À l’hiver 2017, pendant l’exercice de mes fonctions d’anesthésiste, je me suis blessée au dos suite à des transferts répétés de patients. Le diagnostic est tombé : hernie discale lombaire! Malgré mon assiduité continue au travail comme professionnelle de la santé, j’ai longtemps été une patiente souffrant en silence, et qui en parallèle de ses responsabilités professionnelles, essayait désespérément de prendre le contrôle de ses propres douleurs. Comme bien de mes patients, j’ai fait l’essai d’un nombre incalculable de traitements pharmacologiques dits « usuels », de 1eres et de 2e lignes, tel que : Elavil (amytriptiline), Lyrica (pregabalin), Neurontin (gabapentin), Lamictal (lamotrigine), Flexeril (cyclobenzaprine), Tramadol, Cesamet (nabilone), Cymbalta (duloxetine) et divers anti-inflammatoires. Malheureusement, j’ai rapidement constaté que je faisais partie des patients qui développent des effets secondaires importants à la médication dite « usuelle ». Dans ma situation, en plus de m’empêcher de fonctionner et me mettre à risque de commettre des erreurs médicales graves, la médication ne m’aidait que très légèrement au niveau des douleurs. À cette époque, je prescrivais déjà le cannabis médical dans ma pratique en clinique de douleur. J’ai donc dû me résoudre à l’essayer comme traitement de « dernier recours ». Quelle ne fut ma surprise de constater que, grâce au cannabis médical, non seulement ma douleur était progressivement devenue tolérable, me permettant de reprendre une vie « normale », mais aussi que je n’avais pas d’effets secondaires!

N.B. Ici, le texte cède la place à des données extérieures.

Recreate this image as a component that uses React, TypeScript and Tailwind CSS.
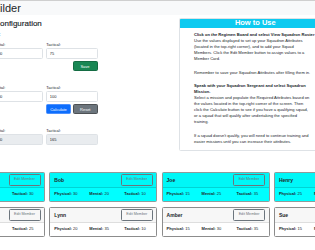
import React from "react";

type Member = { name: string; p: number; m: number; t: number };

const row1: Member[] = [
  { name: "Rick", p: 20, m: 25, t: 30 },
  { name: "Bob", p: 30, m: 20, t: 10 },
  { name: "Joe", p: 15, m: 25, t: 35 },
  { name: "Henry", p: 25, m: 20, t: 15 },
];
const row2: Member[] = [
  { name: "Tom", p: 10, m: 15, t: 25 },
  { name: "Lynn", p: 20, m: 35, t: 10 },
  { name: "Amber", p: 15, m: 30, t: 35 },
  { name: "Sue", p: 15, m: 20, t: 25 },
];

function MemberCard({ m, cyan }: { m: Member; cyan: boolean }) {
  return (
    <div
      className={
        cyan
          ? "w-[108px] h-[30px] shrink-0 flex flex-col rounded-[1.5px] border border-[#8f9a9a] bg-[#00ffff] overflow-hidden"
          : "w-[108px] h-[30px] shrink-0 flex flex-col rounded-[1.5px] border border-[#8c8c8c] bg-white overflow-hidden"
      }
    >
      <div
        className={
          cyan
            ? "h-[15px] shrink-0 flex items-center justify-between pl-[4px] pr-[3.5px] border-b border-[#00d4d4] bg-[#00f7f7]"
            : "h-[15px] shrink-0 flex items-center justify-between pl-[4px] pr-[3.5px] border-b border-[#dedede] bg-[#f7f7f7]"
        }
      >
        <span className="text-[5px] leading-[6px] font-bold">{m.name}</span>
        <button
          type="button"
          className="w-[32px] h-[11.5px] flex items-center justify-center rounded-[1.5px] border border-[#6c757d] text-[3.7px] leading-[5px] text-[#6c757d] outline-none"
        >
          Edit Member
        </button>
      </div>
      <div className="flex-1 grid grid-cols-[35px_35px_1fr] items-center pl-[4px] text-[4px] leading-[6px] whitespace-nowrap">
        <span>
          <b>Physical:</b> {m.p}
        </span>
        <span>
          <b>Mental:</b> {m.m}
        </span>
        <span>
          <b>Tactical:</b> {m.t}
        </span>
      </div>
    </div>
  );
}

function Field({ label, value, disabled }: { label: string; value: string; disabled?: boolean }) {
  return (
    <div className="flex flex-col">
      <label className="text-[4px] leading-[6px] whitespace-nowrap">{label}</label>
      <input
        readOnly
        value={value}
        className={
          disabled
            ? "w-full h-[10.4px] rounded-[1.5px] border border-[#dee2e6] bg-[#e9ecef] pl-[2.5px] text-[4px] text-[#212529] outline-none"
            : "w-full h-[10.4px] rounded-[1.5px] border border-[#dee2e6] bg-white pl-[2.5px] text-[4px] text-[#212529] outline-none"
        }
      />
    </div>
  );
}

export default function App() {
  return (
    <div className="w-[315px] h-[250px] overflow-hidden bg-white text-[#212529] font-['Liberation_Sans',Arial,sans-serif]">
      <nav className="h-[15px] border-t border-[#cfcfcf] bg-[#f8f9fa] flex items-center whitespace-nowrap">
        <span className="ml-[-48.3px] text-[11px] leading-[14px]">Squad Builder</span>
      </nav>

      <div className="flex items-start">
        <div className="ml-[-62px] w-[159.5px] shrink-0 flex flex-col">
          <h3 className="mt-[3.5px] ml-[19.3px] text-[8px] leading-[10px] font-medium whitespace-nowrap [-webkit-text-stroke:0.15px_#212529]">
            Squadron Configuration
          </h3>
          <div className="mt-[2px] w-[62.6px] flex justify-end">
            <span className="text-[6px] leading-[7px] font-bold whitespace-nowrap">Squadron Attributes:</span>
          </div>
          <div className="mt-[4.8px] grid grid-cols-3 gap-x-[3px]">
            <Field label="Physical:" value="90" />
            <Field label="Mental:" value="100" />
            <Field label="Tactical:" value="75" />
          </div>
          <div className="mt-[2.3px] flex justify-end">
            <button className="w-[25px] h-[10.3px] rounded-[1.5px] border border-[#146c43] bg-[#198754] text-white text-[4px] leading-[5px]">
              Save
            </button>
          </div>

          <div className="mt-[1.7px] w-[61.8px] flex justify-end">
            <span className="text-[6px] leading-[7px] font-bold whitespace-nowrap">Required Attributes:</span>
          </div>
          <div className="mt-[5.5px] grid grid-cols-3 gap-x-[3px]">
            <Field label="Physical:" value="100" />
            <Field label="Mental:" value="100" />
            <Field label="Tactical:" value="100" />
          </div>
          <div className="mt-[2.3px] flex justify-end gap-[2px]">
            <button className="w-[25px] h-[10.3px] rounded-[1.5px] border border-[#4b8ffd] bg-[#0d6efd] text-white text-[4px] leading-[5px]">
              Calculate
            </button>
            <button className="w-[24.5px] h-[10.3px] rounded-[1.5px] border border-[#4d5154] bg-[#6c757d] text-white text-[4px] leading-[5px]">
              Reset
            </button>
          </div>

          <div className="mt-[13.8px] grid grid-cols-3 gap-x-[3px]">
            <Field label="Physical:" value="125" disabled />
            <Field label="Mental:" value="130" disabled />
            <Field label="Tactical:" value="165" disabled />
          </div>
        </div>

        <div className="ml-[81.8px] mt-[3.3px] w-[152px] shrink-0 rounded-[1.5px] border border-[#dee2e6] overflow-hidden">
          <div className="h-[8.4px] bg-[#0dcaf0] flex items-center justify-center">
            <span className="text-[7.5px] leading-[8px] font-bold text-white">How to Use</span>
          </div>
          <div className="pl-[13.7px] pt-[4.3px] pb-[4.8px] text-[4.1px] leading-[6.1px]">
            <div className="w-[118px]">
              <p className="mb-[7.2px]">
                <strong className="whitespace-nowrap">Click on the Regimen Board and select View Squadron Roster</strong>
                <br />
                Use the values displayed to set up your Squadron Attributes (located in the top-right corner), and to
                add your Squad Members. Click the Edit Member button to assign values to a Member Card.
              </p>
              <p className="mb-[7.2px] whitespace-nowrap">Remember to save your Squadron Attributes after filling them in.</p>
              <p className="mb-[7.2px]">
                <strong>Speak with your Squadron Sergeant and select Squadron Mission.</strong>
                <br />
                Select a mission and populate the Required Attributes based on the values located in the top-right
                corner of the screen. Then click the Calculate button to see if you have a qualifying squad, or a squad
                that will qualify after undertaking the specified training.
              </p>
              <p>
                If a squad doesn't qualify, you will need to continue training and easier missions until you can
                increase their attributes.
              </p>
            </div>
          </div>
        </div>
      </div>

      <div className="mt-[21px] ml-[-63px] flex flex-col gap-[5px]">
        <div className="flex gap-[4.3px]">
          {row1.map((m) => (
            <MemberCard key={m.name} m={m} cyan />
          ))}
        </div>
        <div className="flex gap-[4.3px]">
          {row2.map((m) => (
            <MemberCard key={m.name} m={m} cyan={false} />
          ))}
        </div>
      </div>
    </div>
  );
}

Plusieurs années plus tard, ma douleur est toujours bien contrôlée et je mène une vie personnelle et professionnelle plus que satisfaisante. Je prescris encore régulièrement le cannabis thérapeutique dans ma pratique médicale au sein d’un plan de traitement multimodal. Je constate malheureusement trop souvent, que le cannabis médical est encore très stigmatisé et ce malgré qu’il n’ait plus rien à voir avec ses débuts dans les années 2000, où l’on prescrivait du cannabis séché à haute teneur en THC afin que les patients le fument. Les produits dérivés, comestibles et huiles à haute teneur en CBD ont fait leur apparition il y a plusieurs années déjà afin d’en augmenter son efficacité et sa sécurité. On peut l’utiliser seul ou combiné à d’autres traitements pour soulager la douleur reliée à l’arthrose, les maladies inflammatoires, les douleurs neuropathiques ou reliées au cancer, tout en optimisant le sommeil et les symptômes anxio-dépressifs qui accompagnent trop souvent la douleur chronique.

Finalement, je crois sincèrement que cette plante naturelle gagne à être connue en traitement multimodal et non seulement comme dernier recours. Toutefois, afin de maximiser son efficacité et minimiser les effets indésirables potentiels, un accompagnement par un professionnel de la santé qualifié est fortement recommandé.

* Un traitement multimodal est une combinaison de différents traitements pharmacologiques (médicaments, cannabis médical), non pharmacologiques (physiothérapie, psychothérapie, yoga, etc) et/ou interventionnels (infiltrations) qui ciblent différents mécanismes d’action et qui est prouvé étant l’approche la plus efficace pour une bonne prise en charge de la douleur chronique.